───── SUPPLIED DATA ─────
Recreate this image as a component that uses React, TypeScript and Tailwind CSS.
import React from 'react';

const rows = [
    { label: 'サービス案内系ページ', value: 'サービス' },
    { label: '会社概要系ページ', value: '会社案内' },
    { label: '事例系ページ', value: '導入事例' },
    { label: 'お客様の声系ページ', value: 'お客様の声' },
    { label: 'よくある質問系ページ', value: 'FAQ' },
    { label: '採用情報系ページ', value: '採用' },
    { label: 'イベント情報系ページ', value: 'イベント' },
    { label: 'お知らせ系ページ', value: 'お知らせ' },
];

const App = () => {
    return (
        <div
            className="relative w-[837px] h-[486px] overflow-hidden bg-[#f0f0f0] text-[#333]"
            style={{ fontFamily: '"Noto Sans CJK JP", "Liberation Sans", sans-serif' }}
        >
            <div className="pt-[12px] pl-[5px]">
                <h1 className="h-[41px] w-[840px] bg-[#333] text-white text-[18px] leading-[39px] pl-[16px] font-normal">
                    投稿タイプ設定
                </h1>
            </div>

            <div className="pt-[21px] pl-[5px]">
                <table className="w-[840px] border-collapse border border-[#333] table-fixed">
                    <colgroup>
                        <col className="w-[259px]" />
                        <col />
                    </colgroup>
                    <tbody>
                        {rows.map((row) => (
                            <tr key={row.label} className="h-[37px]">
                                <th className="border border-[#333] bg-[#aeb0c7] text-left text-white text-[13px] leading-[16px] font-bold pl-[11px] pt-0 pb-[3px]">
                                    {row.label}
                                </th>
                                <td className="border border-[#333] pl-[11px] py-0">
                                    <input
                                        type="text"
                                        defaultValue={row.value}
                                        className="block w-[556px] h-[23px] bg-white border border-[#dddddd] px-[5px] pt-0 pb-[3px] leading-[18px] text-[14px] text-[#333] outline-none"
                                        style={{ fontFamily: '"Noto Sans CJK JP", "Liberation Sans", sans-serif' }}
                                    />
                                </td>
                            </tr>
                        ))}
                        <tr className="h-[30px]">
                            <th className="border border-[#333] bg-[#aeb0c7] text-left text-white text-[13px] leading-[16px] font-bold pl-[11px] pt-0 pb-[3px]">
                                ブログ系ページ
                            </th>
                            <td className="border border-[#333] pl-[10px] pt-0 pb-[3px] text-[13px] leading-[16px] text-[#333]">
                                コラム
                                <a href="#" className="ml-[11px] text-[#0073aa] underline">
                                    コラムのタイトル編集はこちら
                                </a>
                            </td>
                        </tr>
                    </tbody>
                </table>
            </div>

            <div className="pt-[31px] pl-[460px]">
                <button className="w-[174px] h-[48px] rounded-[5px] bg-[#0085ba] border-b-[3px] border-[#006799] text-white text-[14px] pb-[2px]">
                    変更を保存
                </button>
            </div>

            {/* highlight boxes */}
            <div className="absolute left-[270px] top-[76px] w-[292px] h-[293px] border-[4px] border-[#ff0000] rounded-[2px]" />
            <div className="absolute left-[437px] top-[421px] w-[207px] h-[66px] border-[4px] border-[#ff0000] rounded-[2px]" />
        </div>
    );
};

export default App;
─────
WHAT IS NEEDED: Count each line above in which the string "React" appears, then state only the total.

SOLUTION TO THE EXERCISE: 2